No one ever makes it to the top without the support of friends, relatives, and/or mentors. Those who played supportive roles must not be forgotten in the ride to the top.
As the years passed and my career expanded, I often paused to reflect on roles that others played in whatever success I had. One day shortly after I became state commissioner of education, I decided to write a personal letter to each of the seven individuals who had impacted most significantly my professional life.
The list included my favorite teacher, Ida Long Rogers, a retired faculty member at Peabody College. Like other individuals mentioned in this book, Dr. Rogers played a critical role in my career. As the major professor in my doctoral program, she went the extra mile to support a student who was employed full-time as a university chancellor and the father of two small children.

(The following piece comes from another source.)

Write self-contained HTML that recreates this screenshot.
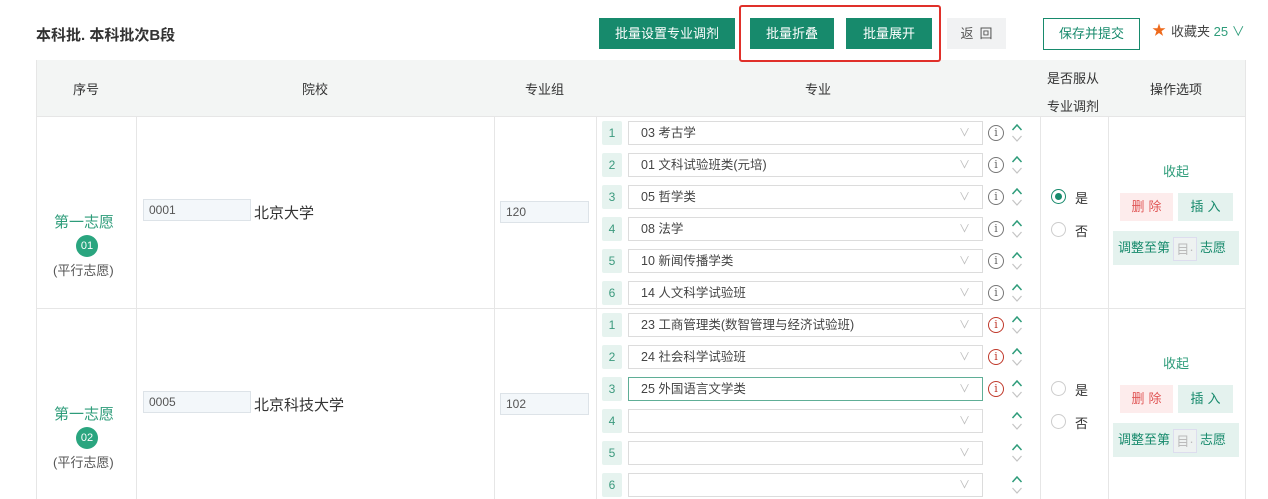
<!DOCTYPE html>
<html><head><meta charset="utf-8"><style>
*{box-sizing:border-box;margin:0;padding:0}
body{width:1268px;height:499px;overflow:hidden;background:#fff;font-family:"Liberation Sans","Noto Sans CJK SC",sans-serif;font-size:13px;color:#333;position:relative}
.a{position:absolute}
.btn{position:absolute;height:31px;line-height:31px;text-align:center;color:#fff;background:#178a6c;font-size:13px}
.vl{position:absolute;width:1px;background:#e6e6e6}
.hl{position:absolute;height:1px;background:#e6e6e6}
.n{position:absolute;left:602px;width:20px;height:24px;line-height:24px;text-align:center;background:#e6f3ef;color:#3c9a7e;font-size:12px;border-radius:2px}
.s{position:absolute;left:628px;width:355px;height:24px;line-height:22px;border:1px solid #dcdcdc;padding-left:12px;font-size:12.5px;color:#444;background:#fff}
.s:after{content:"∨";position:absolute;right:12px;top:0;color:#bbb;font-size:11px}
.i{position:absolute;left:988px;width:16px;height:16px;border:1px solid #777;border-radius:50%;font-size:11px;line-height:14px;text-align:center;color:#666;font-family:"DejaVu Serif",serif}
.i.r{border-color:#c0392b;color:#c0392b}
.ar{position:absolute;left:1011px;width:12px;height:22px}
.inp{position:absolute;height:22px;border:1px solid #dde3e8;background:#f3f7fa;font-size:12px;line-height:20px;padding-left:5px;color:#555}
.rad{position:absolute;width:15px;height:15px;border:1px solid #ccc;border-radius:50%}
.rad.on{border-color:#178a6c}.rad.on:after{content:"";position:absolute;left:3px;top:3px;width:7px;height:7px;border-radius:50%;background:#178a6c}
.t{color:#2e9c7a}
</style></head><body>
<svg width="0" height="0" style="position:absolute"><defs><g id="arr"><path d="M1.5 8 L6 3 L10.5 8" fill="none" stroke="#2e9c7a" stroke-width="1.5"/><path d="M1.5 14 L6 19 L10.5 14" fill="none" stroke="#c4c4c4" stroke-width="1.2"/></g></defs></svg>
<div class="a" style="left:36px;top:24px;font-size:15px;font-weight:bold;color:#333">本科批. 本科批次B段</div>
<div class="btn" style="left:599px;top:18px;width:136px">批量设置专业调剂</div>
<div class="btn" style="left:750px;top:18px;width:84px">批量折叠</div>
<div class="btn" style="left:846px;top:18px;width:86px">批量展开</div>
<div class="a" style="left:947px;top:18px;width:59px;height:31px;line-height:31px;background:#f1f2f3;text-align:center;color:#555;letter-spacing:6px;padding-left:6px">返回</div>
<div class="a" style="left:1043px;top:18px;width:97px;height:32px;line-height:30px;border:1px solid #178a6c;text-align:center;color:#178a6c">保存并提交</div>
<div class="a" style="left:1152px;top:20px;color:#ee6a1c;font-size:14px">★</div>
<div class="a" style="left:1171px;top:21px;color:#444">收藏夹 <span class="t">25 ∨</span></div>

<div class="a" style="left:36px;top:60px;width:1209px;height:56px;background:#f3f5f4"></div>
<div class="a" style="left:739px;top:5px;width:202px;height:57px;border:2px solid #e0302a;border-radius:3px;z-index:5"></div>
<div class="a" style="left:73px;top:79px">序号</div>
<div class="a" style="left:302px;top:79px">院校</div>
<div class="a" style="left:525px;top:79px">专业组</div>
<div class="a" style="left:805px;top:79px">专业</div>
<div class="a" style="left:1047px;top:65px;line-height:28px">是否服从<br>专业调剂</div>
<div class="a" style="left:1150px;top:79px">操作选项</div>

<div class="hl" style="left:36px;top:116px;width:1209px"></div>
<div class="hl" style="left:36px;top:308px;width:1209px"></div>
<div class="vl" style="left:36px;top:60px;height:439px"></div>
<div class="vl" style="left:136px;top:116px;height:383px"></div>
<div class="vl" style="left:494px;top:116px;height:383px"></div>
<div class="vl" style="left:596px;top:116px;height:383px"></div>
<div class="vl" style="left:1040px;top:116px;height:383px"></div>
<div class="vl" style="left:1108px;top:116px;height:383px"></div>
<div class="vl" style="left:1245px;top:60px;height:439px"></div>

<!-- row 1 -->
<div class="a t" style="left:54px;top:211px;font-size:15px">第一志愿</div>
<div class="a" style="left:76px;top:235px;width:22px;height:22px;border-radius:50%;background:#2aa57f;color:#fff;font-size:11px;line-height:22px;text-align:center">01</div>
<div class="a" style="left:53px;top:260px;color:#555">(平行志愿)</div>
<div class="inp" style="left:143px;top:199px;width:108px">0001</div>
<div class="a" style="left:254px;top:202px;font-size:15px;color:#333">北京大学</div>
<div class="inp" style="left:500px;top:201px;width:89px">120</div>

<div class="n" style="top:121px">1</div><div class="s" style="top:121px">03 考古学</div><div class="i" style="top:125px">i</div><svg class="ar" style="top:122px"><use href="#arr"/></svg>
<div class="n" style="top:153px">2</div><div class="s" style="top:153px">01 文科试验班类(元培)</div><div class="i" style="top:157px">i</div><svg class="ar" style="top:154px"><use href="#arr"/></svg>
<div class="n" style="top:185px">3</div><div class="s" style="top:185px">05 哲学类</div><div class="i" style="top:189px">i</div><svg class="ar" style="top:186px"><use href="#arr"/></svg>
<div class="n" style="top:217px">4</div><div class="s" style="top:217px">08 法学</div><div class="i" style="top:221px">i</div><svg class="ar" style="top:218px"><use href="#arr"/></svg>
<div class="n" style="top:249px">5</div><div class="s" style="top:249px">10 新闻传播学类</div><div class="i" style="top:253px">i</div><svg class="ar" style="top:250px"><use href="#arr"/></svg>
<div class="n" style="top:281px">6</div><div class="s" style="top:281px">14 人文科学试验班</div><div class="i" style="top:285px">i</div><svg class="ar" style="top:282px"><use href="#arr"/></svg>

<div class="rad on" style="left:1051px;top:189px"></div><div class="a" style="left:1075px;top:188px">是</div>
<div class="rad" style="left:1051px;top:222px"></div><div class="a" style="left:1075px;top:221px">否</div>
<div class="a t" style="left:1163px;top:161px">收起</div>
<div class="a" style="left:1120px;top:193px;width:53px;height:28px;line-height:28px;background:#fdecec;color:#e05656;text-align:center;letter-spacing:4px;padding-left:4px">删除</div>
<div class="a" style="left:1178px;top:193px;width:55px;height:28px;line-height:28px;background:#e4f2ee;color:#178a6c;text-align:center;letter-spacing:4px;padding-left:4px">插入</div>
<div class="a" style="left:1113px;top:231px;width:126px;height:34px;line-height:34px;background:#e4f2ee;color:#178a6c;padding-left:5px">调整至第<span style="display:inline-block;width:24px;height:24px;line-height:24px;vertical-align:middle;background:#eef2f1;border:1px solid #dde;color:#bbb;text-align:center;margin:0 3px">目·</span>志愿</div>

<!-- row 2 -->
<div class="a t" style="left:54px;top:403px;font-size:15px">第一志愿</div>
<div class="a" style="left:76px;top:427px;width:22px;height:22px;border-radius:50%;background:#2aa57f;color:#fff;font-size:11px;line-height:22px;text-align:center">02</div>
<div class="a" style="left:53px;top:452px;color:#555">(平行志愿)</div>
<div class="inp" style="left:143px;top:391px;width:108px">0005</div>
<div class="a" style="left:254px;top:394px;font-size:15px;color:#333">北京科技大学</div>
<div class="inp" style="left:500px;top:393px;width:89px">102</div>

<div class="n" style="top:313px">1</div><div class="s" style="top:313px">23 工商管理类(数智管理与经济试验班)</div><div class="i r" style="top:317px">i</div><svg class="ar" style="top:314px"><use href="#arr"/></svg>
<div class="n" style="top:345px">2</div><div class="s" style="top:345px">24 社会科学试验班</div><div class="i r" style="top:349px">i</div><svg class="ar" style="top:346px"><use href="#arr"/></svg>
<div class="n" style="top:377px">3</div><div class="s" style="top:377px;border-color:#5fae96">25 外国语言文学类</div><div class="i r" style="top:381px">i</div><svg class="ar" style="top:378px"><use href="#arr"/></svg>
<div class="n" style="top:409px">4</div><div class="s" style="top:409px"></div><svg class="ar" style="top:410px"><use href="#arr"/></svg>
<div class="n" style="top:441px">5</div><div class="s" style="top:441px"></div><svg class="ar" style="top:442px"><use href="#arr"/></svg>
<div class="n" style="top:473px">6</div><div class="s" style="top:473px"></div><svg class="ar" style="top:474px"><use href="#arr"/></svg>

<div class="rad" style="left:1051px;top:381px"></div><div class="a" style="left:1075px;top:380px">是</div>
<div class="rad" style="left:1051px;top:414px"></div><div class="a" style="left:1075px;top:413px">否</div>
<div class="a t" style="left:1163px;top:353px">收起</div>
<div class="a" style="left:1120px;top:385px;width:53px;height:28px;line-height:28px;background:#fdecec;color:#e05656;text-align:center;letter-spacing:4px;padding-left:4px">删除</div>
<div class="a" style="left:1178px;top:385px;width:55px;height:28px;line-height:28px;background:#e4f2ee;color:#178a6c;text-align:center;letter-spacing:4px;padding-left:4px">插入</div>
<div class="a" style="left:1113px;top:423px;width:126px;height:34px;line-height:34px;background:#e4f2ee;color:#178a6c;padding-left:5px">调整至第<span style="display:inline-block;width:24px;height:24px;line-height:24px;vertical-align:middle;background:#eef2f1;border:1px solid #dde;color:#bbb;text-align:center;margin:0 3px">目·</span>志愿</div>
</body></html>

Recognizing the difficulties of balancing the demands of job, school, and family, she always accommodated scheduling conflicts, gave me access to her advice and counsel outside normal working hours, and became a behind-the-scenes adviser to the chancellor. I distinctly remember and deeply appreciate the many Sunday afternoons that she spent assisting me with my doctoral dissertation.
I maintained regular contact with Dr. Rogers until the day she died. That day I stood at her deathbed and expressed gratitude as I said an emotional goodbye. Her friendship made an important difference in my life.
The other recipients of my letter of appreciation were all former bosses – Coleman Harwell, publisher of the Sparta and Cookeville newspapers; John Seigenthaler, editor of the Nashville Tennessean; Julian Harriss, director of public relations at the University of Tennessee; Archie Dykes, chancellor of the University of Tennessee at Knoxville; Ed Boling, president of the University of Tennessee system; and Nashville attorney John Jay Hooker. It was a heartwarming experience to write the letters and to receive their responses.